Across the United States, colleges, universities and technological institutes are expanding their campuses. The environment for expansion and new construction is a no-brainer: low interest rates, increased endowments, and built-up demand for newer facilities that can keep up with technology changes and other universities’ expansions and modernizations. According to The Wall Street Journal, “higher learning construction was valued at $11.4 billion, up 13% from the previous year and at the largest dollar value of construction starts since the peak year of 2008, according to Dodge Data & Analytics.”

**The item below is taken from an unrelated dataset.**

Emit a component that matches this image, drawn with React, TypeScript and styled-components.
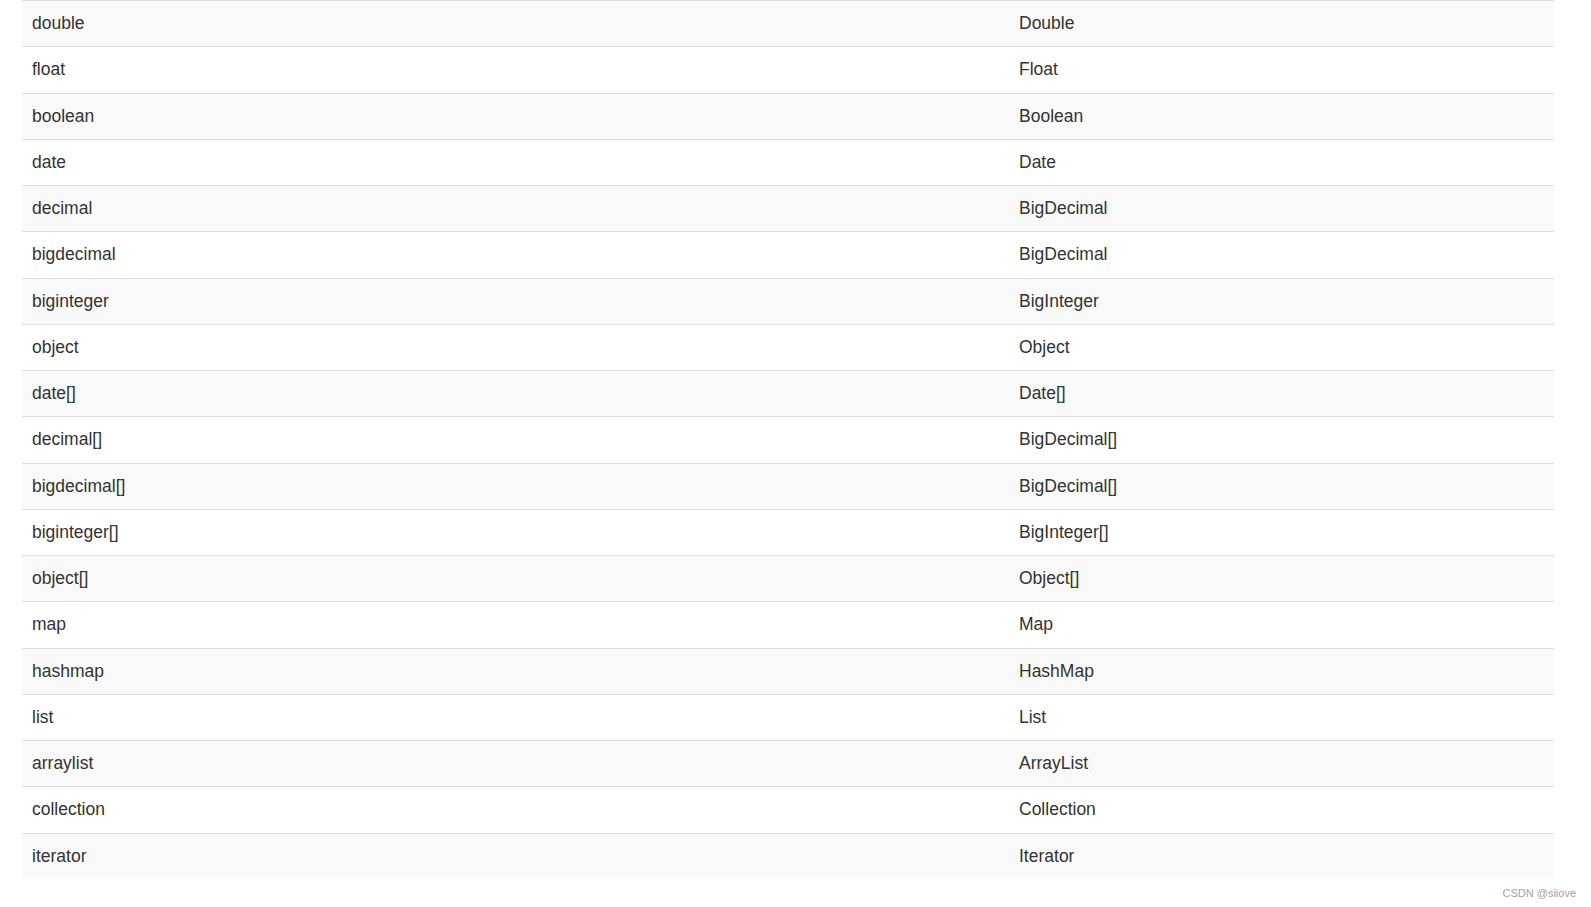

When one university begins an expansion, renovation, or new construction project on campus, others who compete for the same student base feel the need to upgrade their facilities as well. Classrooms, research facilities, and dormitories are all being considered for overhauls. Existing dorms are being replaced with residence halls that have greater Wi-Fi access and state-of-the-art infrastructure to support the technological demand for more outlets, power supplies and interfaces. Classrooms are adapting to new ways of learning through technology and advancements in IT and other forms of high-tech.
To meet the demand for master planning and capital improvement projects and to complete them on time and on budget, higher education institutions are enlisting more owner’s representatives and project management firms. By leveraging a third party, university facilities managers and construction managers can execute a large-scale project while performing their traditional job functions. Third-party usage also gives institutions flexibility: whether for two hours a week or full time for a project’s duration, a project management firm will provide the needed resources on demand. It also assures universities another set of eyes and ears to help with cost savings, monitor construction activity so that what was planned is delivered, and access to an expert’s counsel 24/7.
As university expansions and upgrades continue, third-party project managers and owner’s representatives are playing larger roles than ever. Their ability to save projects time, money and headaches make them ideal matches for the increased demand for new construction on college, university and technological institute campuses.